Figure 2. Ratio of price movement of Triple Superphosphate to Beef from 2006 to 2021.

Marginal Thinking

Tables 1 and 2 show a breakdown of the gross margins for a typical self-replacing merino flock and a feeder steer breeding operation for 2020 and 2022.

The year-on-year increases for both enterprises in gross income and variable costs relate to the rise in returns for livestock and fibre, and the associated increases in selling and replacement costs. Exclusive of fertiliser (SSP) costs, the stronger market conditions for 2022 resulted in an increase in returns of $4.69/dse ($47/ha) in the sheep enterprise and $25/DSE ($250/ha) in the cattle operation.

At face value, the fertiliser price spike we are currently experiencing is a major deterrent to its use this year. However, as shown in table 1, even with a 250% increase in the price of SSP, the additional cost per DSE is only $4.65. As such, the year-on-year gross margin remains constant at $48.30/DSE.

In table 2, the massive rise in fertiliser prices has corresponded with an equivalent rise in the cattle market. In the 2020 gross margin, fertiliser represents 7% of the gross margin of $51.83/DSE. In 2022, this only increases by 3% to represent 10% of the overall gross margin of $72.65/DSE.

Table 1. Sheep enterprise gross margins - fertiliser price variable

20um Self-Replacing merino flock with 25% of ewes joined to a terminal sire

2020

2022

Gross Income/DSE

$73.00

$80.00

Variable Costs/DSE (ex sup feed and fert)

$20.91

$23.22

SSP $/t

$330.00

$850.00

SSP $/ha spread

$38.00

$84.50

SSP $/DSE

$3.80

$8.45

Gross Margin/DSE

$48.29

$48.33


Table 2. Cattle Enterprise Gross Margins - Fertiliser Price Variable

Feeder Steer Breeding operation – Steers sold at 18mths

2020

2022

Gross Income/DSE

$63.55

$95.00

Variable Costs/DSE  (ex sup feed and fert)

$7.92

$13.90

SSP $/t

$330.00

$850.00

SSP $/ha spread

$38.00

$84.50

SSP $/DSE

$3.80

$8.45

Gross Margin/DSE

$51.83

$72.65

Sheep Source: NSW DPI/Graham AdvisoryStocking Rate - 10dse/ha, 9kg SSP/dse applied, 2021 Av. sheep and wool prices used for 2022 GM, 2020 (Apr-Sep) Av sheep and wool prices used for 2020 GM
Cattle Source: NSW DPI/MLA Stocking Rate – 10DSE/ha, 9kg SSP/DSE applied, January 2022 prices used for 2022 GM, March 2020 prices used for 2019 GM

What if I don’t fertilise?

If by not fertilising carrying capacity drops by 2 DSE/ha, this equates to a reduced gross margin of $96/ha in the sheep enterprise and $145 for the cattle operation. As such, there is respectively a 14% and 20% return on investment in ensuring soil fertility is maintained.

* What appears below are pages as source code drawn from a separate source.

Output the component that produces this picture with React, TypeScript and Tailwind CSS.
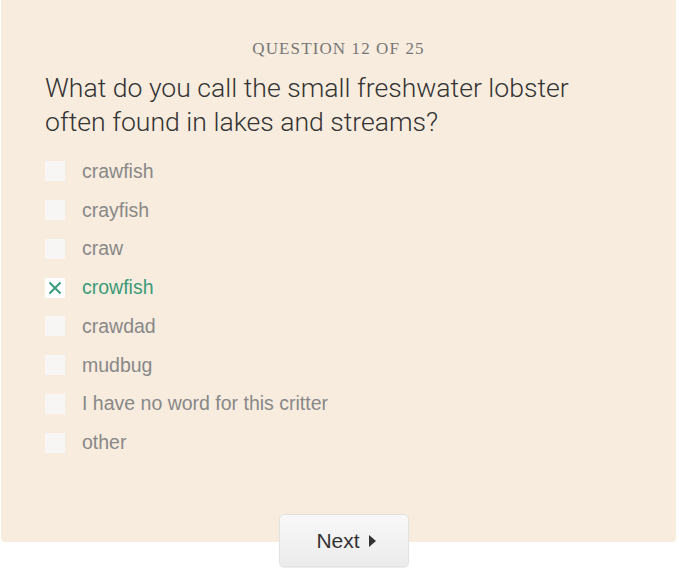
const options = [
  "crawfish",
  "crayfish",
  "craw",
  "crowfish",
  "crawdad",
  "mudbug",
  "I have no word for this critter",
  "other",
];

const selected = "crowfish";

function Option({ label, checked }: { label: string; checked: boolean }) {
  return (
    <li className="flex h-[38.75px] items-center">
      <span
        className={
          checked
            ? "flex h-5 w-5 items-center justify-center bg-white"
            : "h-5 w-5 bg-[#f7f6f5]"
        }
      >
        {checked && (
          <svg width="14" height="14" viewBox="0 0 14 14">
            <path d="M1.5 1.5 L12.5 12.5 M12.5 1.5 L1.5 12.5" stroke="#3a9b78" strokeWidth="2" />
          </svg>
        )}
      </span>
      <span
        className={
          checked
            ? "ml-[17px] text-[19.5px] text-[#3a9b78]"
            : "ml-[17px] text-[19.5px] text-[#888]"
        }
      >
        {label}
      </span>
    </li>
  );
}

export default function App() {
  return (
    <div className="h-[581px] w-[679px] bg-white font-['Liberation_Sans',Arial,sans-serif]">
      <div className="relative mx-[1px] h-[542px] w-[675px] rounded-b-[4px] bg-[#f8ecde] px-[44px] pt-[38px]">
        <p className="text-center font-['Liberation_Serif',serif] text-[17px] leading-[22px] tracking-[0.065em] text-[#777]">
          QUESTION 12 OF 25
        </p>
        <h1 className="mt-[11px] font-['Roboto',sans-serif] text-[26.6px] font-light leading-[34px] text-[#333]">
          What do you call the small freshwater lobster
          <br />
          often found in lakes and streams?
        </h1>
        <ul className="mt-[13px]">
          {options.map((o) => (
            <Option key={o} label={o} checked={o === selected} />
          ))}
        </ul>
        <button className="absolute left-[278px] top-[514px] flex h-[53px] w-[130px] items-center justify-center gap-[9px] rounded-[5px] border border-[#e2e2e2] bg-gradient-to-b from-[#f8f8f8] to-[#ececec] pl-[4px] text-[21px] text-[#333] shadow-[0_1px_1px_rgba(0,0,0,0.08)]">
          Next
          <svg width="7" height="12" viewBox="0 0 7 12">
            <path d="M0 0 L7 6 L0 12 Z" fill="#333" />
          </svg>
        </button>
      </div>
    </div>
  );
}
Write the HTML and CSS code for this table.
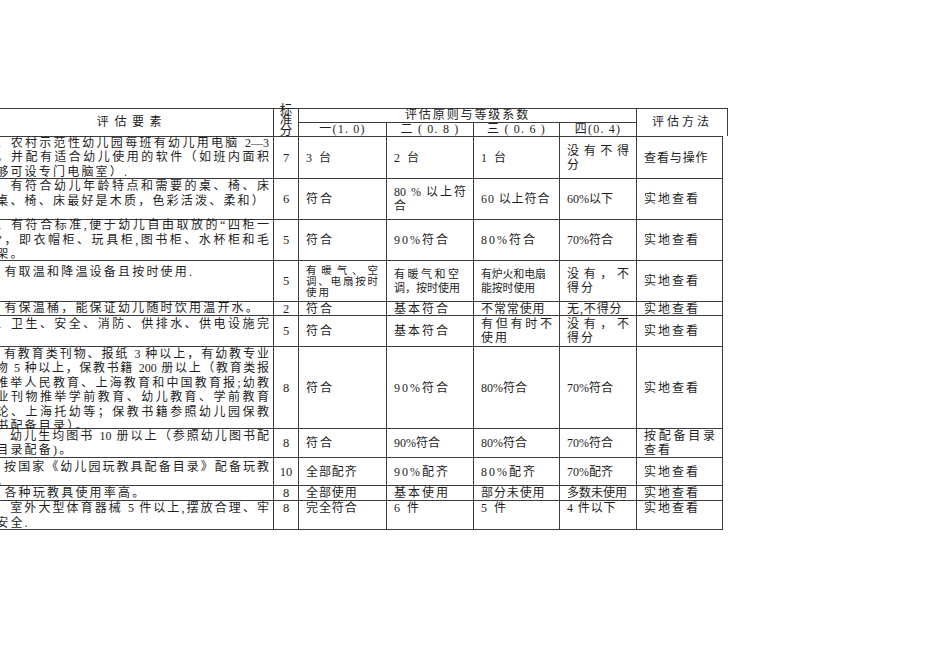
FILE: index.html
```html
<!DOCTYPE html>
<html lang="zh-CN">
<head>
<meta charset="utf-8">
<title>评估表</title>
<link rel="stylesheet" href="styles.css">
</head>
<body>
<div class="page">
  <div class="sheet">
    <div class="head">
      <div class="hc h-item">评估要素</div>
      <div class="hc h-score">标<br>准<br>分</div>
      <div class="hc h-grade">评估原则与等级系数</div>
      <div class="hc h-g">一(1. 0)</div>
      <div class="hc h-g">二 ( 0. 8 )</div>
      <div class="hc h-g">三 ( 0. 6 )</div>
      <div class="hc h-g">四(0. 4)</div>
      <div class="hc h-method">评估方法</div>
    </div>
    <div class="body">
      <!-- row 1 -->
      <div class="c item"><div class="t">
        <span class="j">10、农村示范性幼儿园每班有幼儿用电脑 2—3</span>
        <span class="j">台，并配有适合幼儿使用的软件（如班内面积</span>
        <span class="l">不够可设专门电脑室）.</span>
      </div></div>
      <div class="c s">7</div>
      <div class="c">3 台</div>
      <div class="c">2 台</div>
      <div class="c">1 台</div>
      <div class="c"><div class="t"><span class="j">没有不得</span><span class="l">分</span></div></div>
      <div class="c mid">查看与操作</div>

      <!-- row 2 -->
      <div class="c item up"><div class="t">
        <span class="j">11、有符合幼儿年龄特点和需要的桌、椅、床</span>
        <span class="l">（桌、椅、床最好是木质，色彩活泼、柔和）</span>
      </div></div>
      <div class="c s">6</div>
      <div class="c">符合</div>
      <div class="c"><div class="t"><span class="j">80 % 以上符</span><span class="l">合</span></div></div>
      <div class="c mid">60 以上符合</div>
      <div class="c tight">60%以下</div>
      <div class="c">实地查看</div>

      <!-- row 3 -->
      <div class="c item"><div class="t">
        <span class="j">12、有符合标准,便于幼儿自由取放的“四柜一</span>
        <span class="j">柜”，即衣帽柜、玩具柜,图书柜、水杯柜和毛</span>
        <span class="l">巾架。</span>
      </div></div>
      <div class="c s">5</div>
      <div class="c">符合</div>
      <div class="c">90%符合</div>
      <div class="c">80%符合</div>
      <div class="c tight">70%符合</div>
      <div class="c">实地查看</div>

      <!-- row 4 -->
      <div class="c item up2"><div class="t">
        <span class="l">7、有取温和降温设备且按时使用.</span>
      </div></div>
      <div class="c s">5</div>
      <div class="c sm1"><div class="t"><span class="j">有暖气、空</span><span class="j">调、电扇按时</span><span class="l">使用</span></div></div>
      <div class="c sm2"><div class="t"><span class="j">有暖气和空</span><span class="j">调，按时使用</span></div></div>
      <div class="c sm3"><div class="t"><span class="l">有炉火和电扇</span><span class="l">能按时使用</span></div></div>
      <div class="c"><div class="t"><span class="j">没有，不</span><span class="l">得分</span></div></div>
      <div class="c">实地查看</div>

      <!-- row 5 -->
      <div class="c item"><div class="t">
        <span class="l">8、有保温桶，能保证幼儿随时饮用温开水。</span>
      </div></div>
      <div class="c s">2</div>
      <div class="c">符合</div>
      <div class="c">基本符合</div>
      <div class="c mid">不常常使用</div>
      <div class="c mid">无,不得分</div>
      <div class="c">实地查看</div>

      <!-- row 6 -->
      <div class="c item"><div class="t">
        <span class="j">13、卫生、安全、消防、供排水、供电设施完</span>
        <span class="l">善</span>
      </div></div>
      <div class="c s">5</div>
      <div class="c">符合</div>
      <div class="c">基本符合</div>
      <div class="c"><div class="t"><span class="j">有但有时不</span><span class="l">使用</span></div></div>
      <div class="c"><div class="t"><span class="j">没有，不</span><span class="l">得分</span></div></div>
      <div class="c">实地查看</div>

      <!-- row 7 -->
      <div class="c item dn"><div class="t">
        <span class="j">9、有教育类刊物、报纸 3 种以上，有幼教专业</span>
        <span class="j">刊物 5 种以上，保教书籍 200 册以上（教育类报</span>
        <span class="j">纸推举人民教育、上海教育和中国教育报;幼教</span>
        <span class="j">专业刊物推举学前教育、幼儿教育、学前教育</span>
        <span class="j">理论、上海托幼等；保教书籍参照幼儿园保教</span>
        <span class="l">用书配备目录）。</span>
      </div></div>
      <div class="c s">8</div>
      <div class="c">符合</div>
      <div class="c">90%符合</div>
      <div class="c tight">80%符合</div>
      <div class="c tight">70%符合</div>
      <div class="c">实地查看</div>

      <!-- row 8 -->
      <div class="c item"><div class="t">
        <span class="j">14、幼儿生均图书 10 册以上（参照幼儿图书配</span>
        <span class="l">备目录配备)。</span>
      </div></div>
      <div class="c s">8</div>
      <div class="c">符合</div>
      <div class="c tight">90%符合</div>
      <div class="c tight">80%符合</div>
      <div class="c tight">70%符合</div>
      <div class="c"><div class="t"><span class="j">按配备目录</span><span class="l">查看</span></div></div>

      <!-- row 9 -->
      <div class="c item dn2"><div class="t">
        <span class="j">5、按国家《幼儿园玩教具配备目录》配备玩教</span>
        <span class="l">具。</span>
      </div></div>
      <div class="c s">10</div>
      <div class="c mid">全部配齐</div>
      <div class="c">90%配齐</div>
      <div class="c">80%配齐</div>
      <div class="c tight">70%配齐</div>
      <div class="c">实地查看</div>

      <!-- row 10 -->
      <div class="c item"><div class="t">
        <span class="l">6、各种玩教具使用率高。</span>
      </div></div>
      <div class="c s">8</div>
      <div class="c mid">全部使用</div>
      <div class="c">基本使用</div>
      <div class="c mid">部分未使用</div>
      <div class="c tight">多数未使用</div>
      <div class="c">实地查看</div>

      <!-- row 11 -->
      <div class="c item top"><div class="t">
        <span class="j">15、室外大型体育器械 5 件以上,摆放合理、牢</span>
        <span class="l">固安全.</span>
      </div></div>
      <div class="c s top">8</div>
      <div class="c top mid">完全符合</div>
      <div class="c top">6 件</div>
      <div class="c top">5 件</div>
      <div class="c top mid">4 件以下</div>
      <div class="c top">实地查看</div>
    </div>
  </div>
</div>
</body>
</html>
```
FILE: styles.css
```css
html, body {
  margin: 0;
  padding: 0;
  background: #ffffff;
}

body {
  font-family: "Liberation Serif", "Noto Sans CJK SC", serif;
  font-size: 12px;
  color: #1e1e1e;
}

.page {
  width: 950px;
  height: 672px;
  overflow: hidden;
}

.sheet {
  margin: 108px 0 0 -22px;
  width: max-content;
}

.head,
.body {
  display: grid;
  gap: 1px;
  background: #3c3c3c;
  width: max-content;
}

.head {
  grid-template-columns: 294px 24px 87px 86px 85px 76px 90px;
  grid-template-rows: 13px 13px;
  padding: 1px 1px 0 1px;
}

.body {
  grid-template-columns: 294px 24px 87px 86px 85px 76px 85px;
  grid-template-rows: 41px 40px 40px 40px 13px 30px 81px 28px 27px 14px 28px;
  padding: 1px;
}

.hc {
  background: #ffffff;
  display: flex;
  align-items: center;
  justify-content: center;
  white-space: nowrap;
  letter-spacing: 3px;
  line-height: 13px;
}

.h-item {
  grid-column: 1;
  grid-row: 1 / 3;
  padding-left: 12px;
  letter-spacing: 5.6px;
}

.h-score {
  grid-column: 2;
  grid-row: 1 / 3;
  font-size: 12.5px;
  line-height: 10.5px;
  letter-spacing: 0;
  padding-bottom: 4px;
  text-align: center;
}

.h-grade {
  grid-column: 3 / 7;
  grid-row: 1;
  letter-spacing: 1.9px;
}

.h-g {
  grid-row: 2;
  letter-spacing: 1.2px;
}

.h-method {
  grid-column: 7;
  grid-row: 1 / 3;
}

.c {
  background: #ffffff;
  display: flex;
  align-items: center;
  padding: 0 7px;
  white-space: nowrap;
  letter-spacing: 2px;
  line-height: 14px;
  min-width: 0;
}

.t {
  width: 100%;
}

.j {
  display: block;
  text-align: justify;
  text-align-last: justify;
  letter-spacing: 0;
}

.l {
  display: block;
}

.item {
  padding: 0 4px 0 3px;
  line-height: 14.5px;
}

.item .l {
  letter-spacing: 2.2px;
}

.item.up {
  padding-bottom: 11px;
}

.item.up2 {
  padding-bottom: 18px;
}

.item.dn {
  padding-top: 5px;
}

.item.dn2 {
  padding-top: 5px;
}

.s {
  justify-content: center;
  letter-spacing: 0;
  font-size: 12.5px;
  padding: 0;
}

.mid {
  letter-spacing: 0.9px;
}

.tight {
  letter-spacing: 0;
}

.sm1 {
  font-size: 10.5px;
  line-height: 11px;
  padding-right: 8px;
}

.sm2 {
  font-size: 11px;
  line-height: 14px;
  padding-right: 14px;
}

.sm3 {
  font-size: 10.8px;
  line-height: 14px;
  letter-spacing: 0;
}

.sm3 .l {
  letter-spacing: 0;
}

.top {
  align-items: flex-start;
}
```
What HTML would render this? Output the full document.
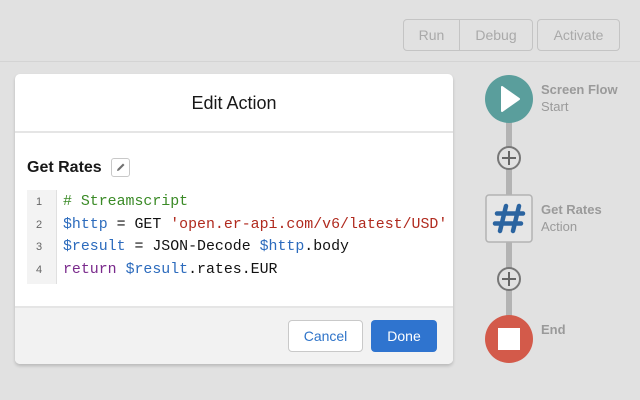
<!DOCTYPE html>
<html><head><meta charset="utf-8"><style>
*{box-sizing:border-box;margin:0;padding:0}
body{width:640px;height:400px;background:#e1e1e1;font-family:"Liberation Sans",Arial,sans-serif;position:relative;overflow:hidden}
.abs{position:absolute}
.topline{left:0;top:61px;width:640px;height:1px;background:#d4d4d4}
.tb{top:19px;height:32px;border:1px solid #c4c4c4;border-radius:4px;color:#a9a9a9;font-size:14px;display:flex;align-items:center;justify-content:center}
.modal{left:15px;top:74px;width:438px;height:290px;background:#fff;border-radius:5px;box-shadow:0 2px 3px rgba(0,0,0,.18);overflow:hidden}
.code{font-family:"Liberation Mono",monospace;font-size:14.9px;line-height:22.5px;white-space:pre}
.ln{font-family:"Liberation Sans",sans-serif;font-size:11px;color:#666;text-align:center;width:24px;line-height:22.5px}
.lbl{font-size:13px;color:#9a9a9a;line-height:17px}
</style></head><body>
<div class="abs topline"></div>
<div class="abs tb" style="left:403px;width:57px;border-radius:4px 0 0 4px">Run</div>
<div class="abs tb" style="left:459px;width:74px;border-radius:0 4px 4px 0">Debug</div>
<div class="abs tb" style="left:537px;width:83px">Activate</div>

<div class="abs modal">
  <div class="abs" style="left:0;top:0;width:438px;height:57px;text-align:center;line-height:58px;font-size:18px;color:#181818">Edit Action</div>
  <div class="abs" style="left:0;top:57px;width:438px;height:2px;background:#e5e5e5"></div>
  <div class="abs" style="left:12px;top:85px;font-size:16px;font-weight:bold;color:#181818">Get Rates</div>
  <div class="abs" style="left:96px;top:84px;width:19px;height:19px;border:1px solid #c8c8c8;border-radius:3px">
    <svg width="17" height="17" viewBox="0 0 17 17"><path d="M5 12 L5.5 10 L11 4.5 L12.5 6 L7 11.5 Z" fill="#707070"/></svg>
  </div>
  <div class="abs" style="left:12px;top:116px;width:30px;height:94px;background:#f3f3f3;border-right:1px solid #e0e0e0;padding-top:1px">
    <div class="ln">1</div><div class="ln">2</div><div class="ln">3</div><div class="ln">4</div>
  </div>
  <div class="abs code" style="left:48px;top:117px;color:#111"><span style="color:#3a8a26"># Streamscript</span>
<span style="color:#2c6bbd">$http</span> = GET <span style="color:#b02a1e">'open.er-api.com/v6/latest/USD'</span>
<span style="color:#2c6bbd">$result</span> = JSON-Decode <span style="color:#2c6bbd">$http</span>.body
<span style="color:#7a2a8c">return</span> <span style="color:#2c6bbd">$result</span>.rates.EUR</div>
  <div class="abs" style="left:0;top:232px;width:438px;height:58px;background:#f2f2f2;border-top:2px solid #e5e5e5"></div>
  <div class="abs" style="left:273px;top:246px;width:75px;height:32px;background:#fff;border:1px solid #c9c9c9;border-radius:4px;color:#2f74c9;font-size:14px;display:flex;align-items:center;justify-content:center">Cancel</div>
  <div class="abs" style="left:356px;top:246px;width:66px;height:32px;background:#2f74cf;border-radius:4px;color:#fff;font-size:14px;display:flex;align-items:center;justify-content:center">Done</div>
</div>

<svg class="abs" style="left:470px;top:60px" width="170" height="320" viewBox="470 60 170 320">
  <rect x="506" y="120" width="6" height="210" fill="#b3b3b3"/>
  <circle cx="509" cy="99" r="24" fill="#5a9e9c"/>
  <path d="M502 87 L502 111 L519 99 Z" fill="#fff" stroke="#fff" stroke-linejoin="round" stroke-width="2"/>
  <circle cx="509" cy="158" r="11" fill="#e1e1e1" stroke="#777" stroke-width="2"/>
  <path d="M502 158 H516 M509 151 V165" stroke="#666" stroke-width="2"/>
  <rect x="486" y="195" width="46" height="47" rx="3" fill="#e6e6e6" stroke="#b3b3b3" stroke-width="1.5"/>
  <path d="M506 206 L500 231 M519 206 L513 231 M497 213.5 H523 M495 223.5 H521" stroke="#2b64a0" stroke-width="4.5" stroke-linecap="round" fill="none"/>
  <circle cx="509" cy="279" r="11" fill="#e1e1e1" stroke="#777" stroke-width="2"/>
  <path d="M502 279 H516 M509 272 V286" stroke="#666" stroke-width="2"/>
  <circle cx="509" cy="339" r="24" fill="#d35a4a"/>
  <rect x="498" y="328" width="22" height="22" fill="#fff"/>
</svg>
<div class="abs lbl" style="left:541px;top:81px"><b>Screen Flow</b><br>Start</div>
<div class="abs lbl" style="left:541px;top:201px"><b>Get Rates</b><br>Action</div>
<div class="abs lbl" style="left:541px;top:321px"><b>End</b></div>
</body></html>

The example above looks to apply a level of phosphorous (P) with which to maintain a constant stocking rate of 10dse/ha. If a paddock’s P levels are at the upper end of the response curve (see fig 3), and especially on soils with a high PBI (Phosphorous Buffering Index), then the impact on pasture growth from missing a year’s P application may be minimal. However, the lower P levels are from being optimal (ie. further down the curve), the greater the impact will be from not replacing the previous year’s usage.

Figure 3. Pasture response curve relative to soil phosphorous levels

Source: Five easy steps to ensure you are making money from superphosphate

This analysis is based on stocking rates being at or near long term optimal levels relative to soil fertility.  If based on current soil test results, your stocking rates are below optimal (eg. if still rebuilding from the drought), then it may be prudent not to fertilise. There is no point in spending money to grow more grass if you’re not going to use it.

In conclusion

Worldwide supply constraints have resulted in a spike in agricultural fertilisers prices, especially for Nitrogen and Phosphorous. However, unlike in 2008 livestock prices have also been on an upwards trajectory. As a result, the marginal rates of return from investing in maintaining soil fertility levels have remained near constant.

Hence the question needs to be asked – can I afford NOT to apply fertiliser this year!

Note: Fertiliser in this article relates primarily to the supply of phosphorous, as this is the predominant limiting nutrient in our high rainfall zone, permanent pasture based grazing systems typical of SE NSW.

References

  • www.indexmundi.com (Triple superphosphate and beef price comparison).
  • www.mla.com.au – NSW Yearling Steer Indicator.
  • NSW DPI/Graham Advisory - Farm Enterprise Budget Series – 2020 and 2022 Merino ewe gross margin.
  • Five Easy Steps manual –developed by CSIRO and NSW DPI with financial assistance from Pastures Australia.